All Across Latin America, Unwed Mothers Are Now The Norm
María Mercedes Vittar is a human resources manager and a tall, willowy mother of two.
When we meet, she has 7-month-old Lupita in her arms. The baby is the product of a short-term relationship Vittar had with a co-worker. Vittar's other daughter, Azul, age 3, is spending the day with her father, Vittar's former boyfriend with whom she had a five-year-relationship, since ended.
So Vittar has two children, with two different fathers, and she is currently unattached. And she's perfectly fine with that.

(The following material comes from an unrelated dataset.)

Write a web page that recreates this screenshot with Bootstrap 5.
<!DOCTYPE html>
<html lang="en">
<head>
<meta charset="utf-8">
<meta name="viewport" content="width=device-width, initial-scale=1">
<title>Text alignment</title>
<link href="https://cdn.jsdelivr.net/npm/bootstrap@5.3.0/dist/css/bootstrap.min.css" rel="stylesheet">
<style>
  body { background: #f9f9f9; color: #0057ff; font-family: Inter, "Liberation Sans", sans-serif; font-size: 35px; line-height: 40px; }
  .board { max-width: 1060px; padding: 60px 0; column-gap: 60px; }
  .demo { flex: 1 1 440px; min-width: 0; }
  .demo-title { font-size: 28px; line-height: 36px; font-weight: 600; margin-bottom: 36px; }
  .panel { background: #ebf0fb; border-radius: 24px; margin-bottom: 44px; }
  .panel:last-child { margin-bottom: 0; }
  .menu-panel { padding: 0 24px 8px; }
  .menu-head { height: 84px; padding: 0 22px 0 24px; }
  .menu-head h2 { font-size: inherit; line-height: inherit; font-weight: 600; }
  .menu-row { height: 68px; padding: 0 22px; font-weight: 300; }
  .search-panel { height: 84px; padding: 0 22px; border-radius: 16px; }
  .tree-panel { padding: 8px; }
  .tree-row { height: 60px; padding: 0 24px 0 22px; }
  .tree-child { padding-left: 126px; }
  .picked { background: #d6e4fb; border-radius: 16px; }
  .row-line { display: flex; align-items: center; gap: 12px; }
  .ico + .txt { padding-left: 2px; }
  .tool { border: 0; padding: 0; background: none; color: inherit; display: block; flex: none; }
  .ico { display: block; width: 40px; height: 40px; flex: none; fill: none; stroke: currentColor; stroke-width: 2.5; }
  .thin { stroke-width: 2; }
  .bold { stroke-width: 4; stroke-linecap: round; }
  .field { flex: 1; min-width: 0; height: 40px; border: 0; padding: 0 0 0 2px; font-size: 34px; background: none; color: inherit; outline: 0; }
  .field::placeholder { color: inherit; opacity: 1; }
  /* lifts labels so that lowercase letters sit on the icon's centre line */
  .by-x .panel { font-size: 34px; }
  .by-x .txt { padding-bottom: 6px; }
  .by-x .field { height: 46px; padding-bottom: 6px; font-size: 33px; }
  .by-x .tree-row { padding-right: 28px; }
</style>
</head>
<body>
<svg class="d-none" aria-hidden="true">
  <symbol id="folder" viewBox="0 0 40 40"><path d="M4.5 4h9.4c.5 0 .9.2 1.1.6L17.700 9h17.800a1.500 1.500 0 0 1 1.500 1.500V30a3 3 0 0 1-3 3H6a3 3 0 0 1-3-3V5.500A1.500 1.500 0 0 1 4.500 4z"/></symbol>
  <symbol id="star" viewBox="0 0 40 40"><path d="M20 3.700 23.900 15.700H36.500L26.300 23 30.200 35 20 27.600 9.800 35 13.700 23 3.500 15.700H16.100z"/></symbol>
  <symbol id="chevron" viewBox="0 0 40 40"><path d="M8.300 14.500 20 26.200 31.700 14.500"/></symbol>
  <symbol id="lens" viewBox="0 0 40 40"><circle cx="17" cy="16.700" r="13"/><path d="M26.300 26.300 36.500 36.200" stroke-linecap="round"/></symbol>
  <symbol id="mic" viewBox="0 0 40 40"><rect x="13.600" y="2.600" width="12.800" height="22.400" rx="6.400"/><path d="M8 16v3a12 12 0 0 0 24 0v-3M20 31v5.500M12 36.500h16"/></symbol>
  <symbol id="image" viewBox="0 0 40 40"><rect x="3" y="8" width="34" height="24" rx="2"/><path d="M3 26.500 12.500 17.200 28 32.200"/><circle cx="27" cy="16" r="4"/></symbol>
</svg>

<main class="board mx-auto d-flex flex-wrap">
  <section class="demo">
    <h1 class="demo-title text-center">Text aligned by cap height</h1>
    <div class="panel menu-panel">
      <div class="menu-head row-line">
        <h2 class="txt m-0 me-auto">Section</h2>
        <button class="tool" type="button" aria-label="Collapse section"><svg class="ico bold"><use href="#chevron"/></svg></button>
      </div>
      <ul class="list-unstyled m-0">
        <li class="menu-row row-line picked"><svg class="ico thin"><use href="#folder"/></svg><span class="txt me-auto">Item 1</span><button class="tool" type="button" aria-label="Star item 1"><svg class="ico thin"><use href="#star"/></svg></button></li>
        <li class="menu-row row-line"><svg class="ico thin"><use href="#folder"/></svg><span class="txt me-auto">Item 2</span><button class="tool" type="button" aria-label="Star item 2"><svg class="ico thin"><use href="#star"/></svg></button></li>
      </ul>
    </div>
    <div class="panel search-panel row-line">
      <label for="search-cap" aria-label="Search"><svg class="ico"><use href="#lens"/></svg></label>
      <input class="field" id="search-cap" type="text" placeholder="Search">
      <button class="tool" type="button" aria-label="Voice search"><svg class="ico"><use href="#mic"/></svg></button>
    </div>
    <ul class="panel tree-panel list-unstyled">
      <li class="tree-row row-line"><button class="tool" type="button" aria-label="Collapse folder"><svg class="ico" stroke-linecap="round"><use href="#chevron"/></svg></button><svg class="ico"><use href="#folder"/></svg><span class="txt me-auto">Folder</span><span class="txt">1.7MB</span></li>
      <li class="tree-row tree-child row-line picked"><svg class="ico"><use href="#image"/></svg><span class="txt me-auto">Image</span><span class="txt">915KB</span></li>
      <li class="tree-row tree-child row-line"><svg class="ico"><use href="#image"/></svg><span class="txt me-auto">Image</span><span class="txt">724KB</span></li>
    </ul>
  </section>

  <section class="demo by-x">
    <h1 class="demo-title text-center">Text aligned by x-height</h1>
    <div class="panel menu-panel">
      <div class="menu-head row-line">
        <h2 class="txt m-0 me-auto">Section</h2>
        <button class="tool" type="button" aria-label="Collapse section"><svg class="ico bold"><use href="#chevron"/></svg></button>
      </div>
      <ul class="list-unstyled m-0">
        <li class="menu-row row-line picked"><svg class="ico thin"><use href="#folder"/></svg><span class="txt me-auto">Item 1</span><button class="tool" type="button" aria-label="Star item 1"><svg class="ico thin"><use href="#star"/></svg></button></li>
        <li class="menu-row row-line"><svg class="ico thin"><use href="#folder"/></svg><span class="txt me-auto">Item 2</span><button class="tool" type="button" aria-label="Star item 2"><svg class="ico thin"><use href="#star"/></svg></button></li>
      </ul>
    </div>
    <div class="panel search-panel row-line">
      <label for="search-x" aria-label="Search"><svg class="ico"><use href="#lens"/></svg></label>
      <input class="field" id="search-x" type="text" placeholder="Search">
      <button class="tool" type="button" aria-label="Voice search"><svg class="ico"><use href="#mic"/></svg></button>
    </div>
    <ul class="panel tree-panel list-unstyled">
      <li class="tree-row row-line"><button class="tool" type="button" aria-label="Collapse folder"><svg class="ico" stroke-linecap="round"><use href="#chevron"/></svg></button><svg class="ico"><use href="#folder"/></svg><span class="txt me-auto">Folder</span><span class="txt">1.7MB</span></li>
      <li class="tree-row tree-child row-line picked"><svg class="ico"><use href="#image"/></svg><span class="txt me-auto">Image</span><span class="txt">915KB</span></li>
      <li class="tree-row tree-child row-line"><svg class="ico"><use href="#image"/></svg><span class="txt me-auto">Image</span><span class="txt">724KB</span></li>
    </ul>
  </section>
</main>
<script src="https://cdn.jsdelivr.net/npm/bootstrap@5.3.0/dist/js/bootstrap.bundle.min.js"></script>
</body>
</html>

"I really like Lupita's dad, but we weren't in love. Lupita was a surprise. It never even occurred to me to have a formal relationship. He lives in his house. I live in mine," she says.
And, she adds emphatically, it was her choice.

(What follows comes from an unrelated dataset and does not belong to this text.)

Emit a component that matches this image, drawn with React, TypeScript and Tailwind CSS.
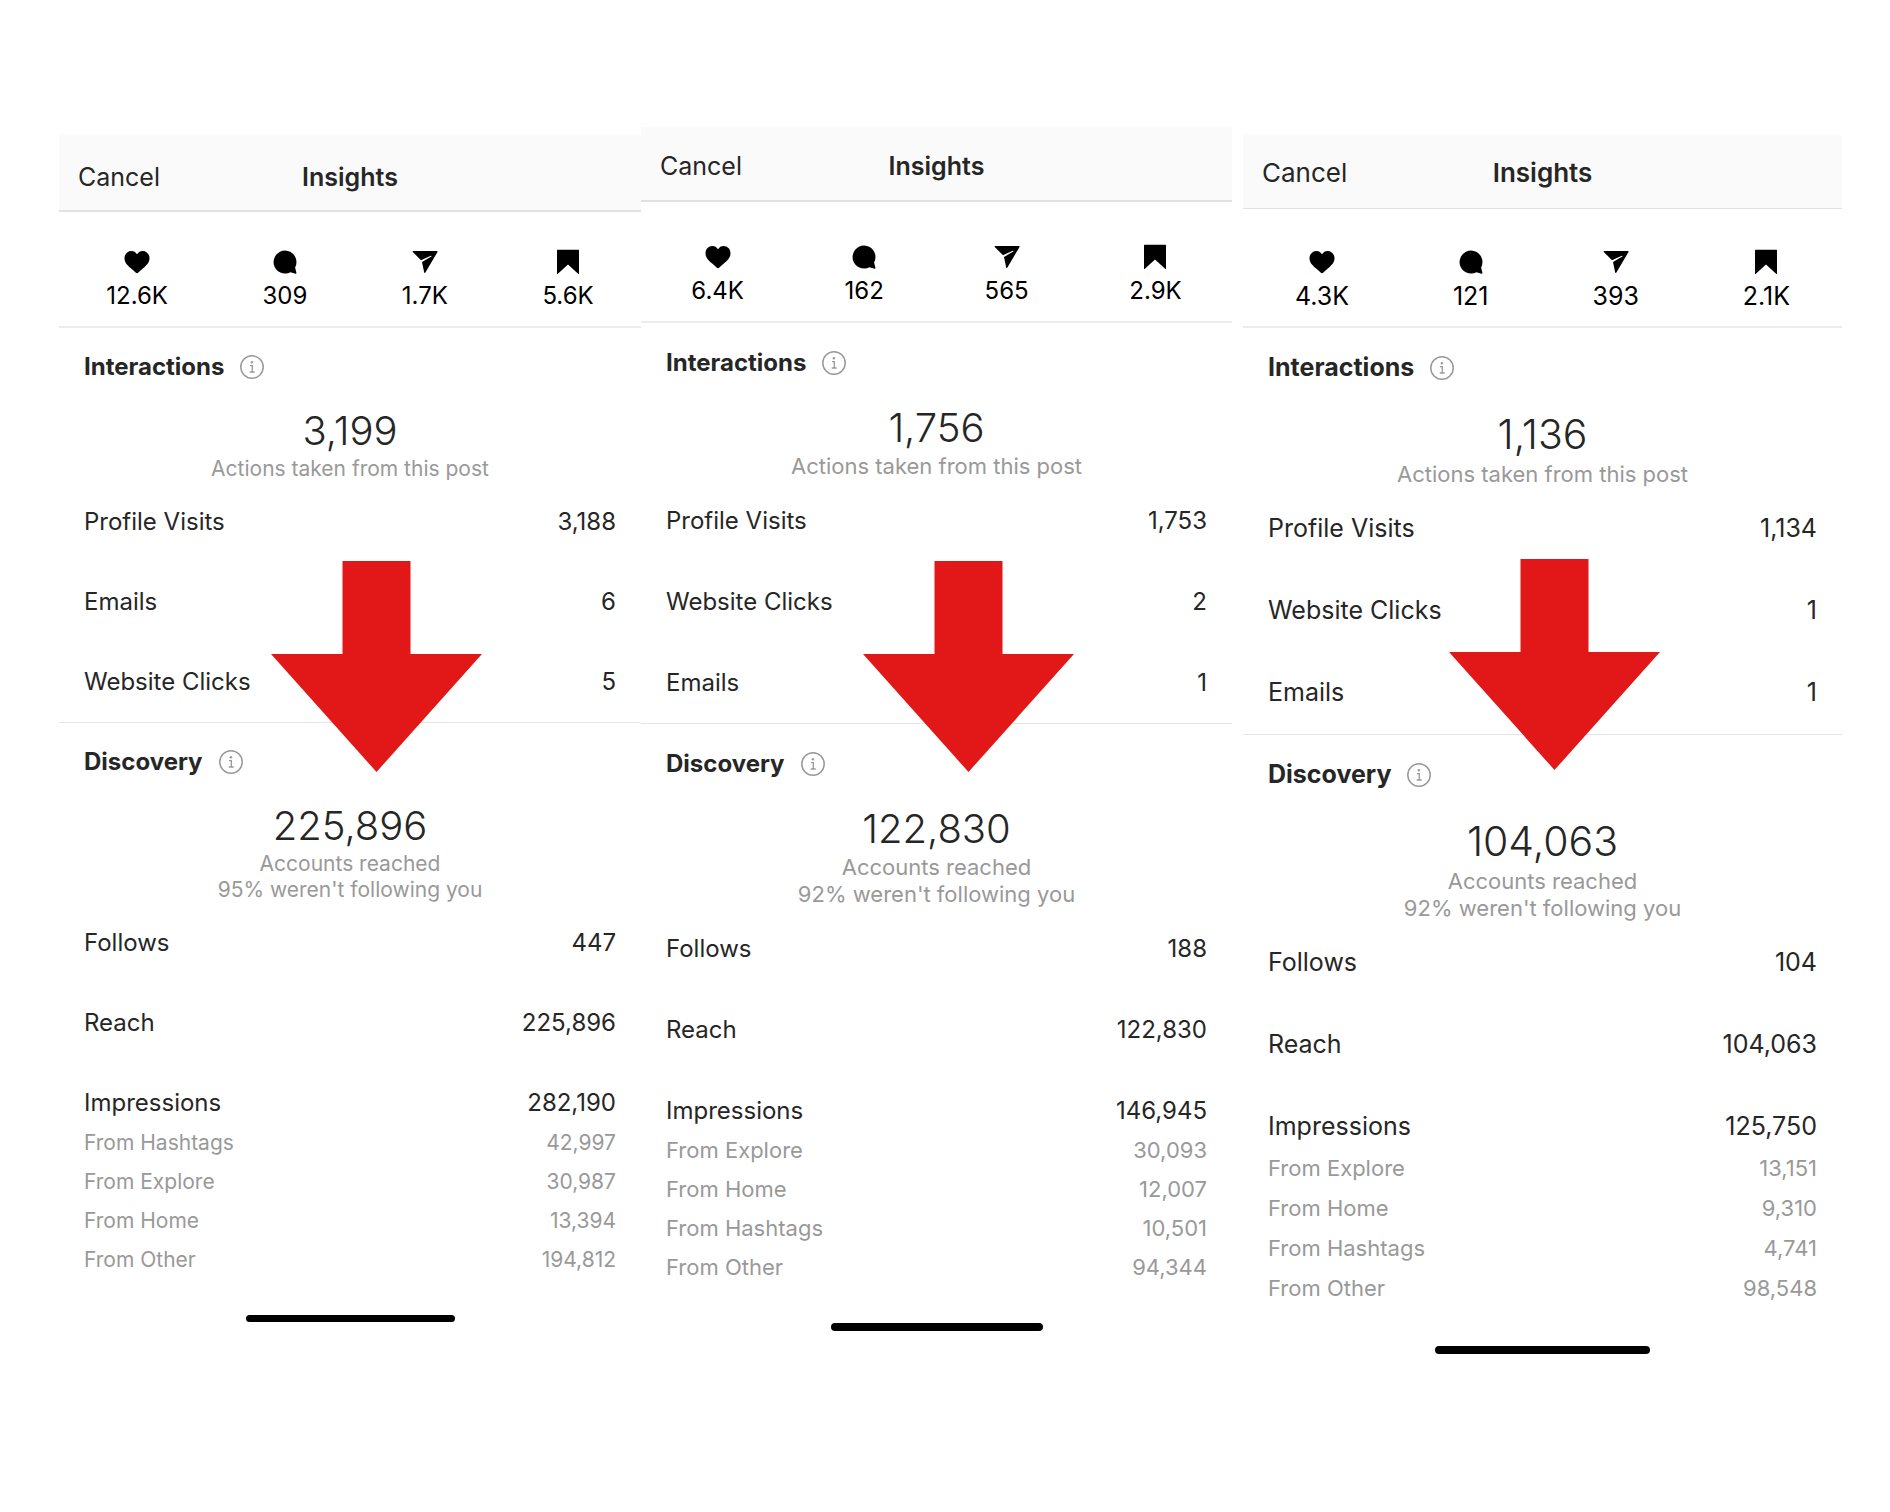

"Things have really changed." she says. "Today, we women are a lot freer. We decide what we like and don't like. We work. We are independent. And that gives us a lot of strength. We can do it alone if we have to."
Vittar says she has excellent relations with both fathers of her children, and they are financially and personally involved with their respective kids.
"I come from a very traditional family. My parents are still married. I didn't expect this life," she adds.
But luckily, she says, "I live in a time when none of this is strange."
She gives an example. At Azul's birthday, the girl's father attended, as did the ex-wife of Lupita's father, with her kids, Lupita's half-siblings.
The New Norm
Sound confusing? It's rapidly becoming the norm in Latin America.
Latin America is now the region that has the highest percentage of children born out of wedlock. In Colombia, 84 percent of all children are born to unmarried mothers. Argentina, Mexico, Chile and other countries throughout the region have similar numbers, with well over half of all children born outside wedlock.
In less than a generation in Argentina, the traditional definition of a family has given way to new interpretations. And it's happening at all economic levels — educated, middle-class women are now among the many choosing to have kids alone or in an informal union.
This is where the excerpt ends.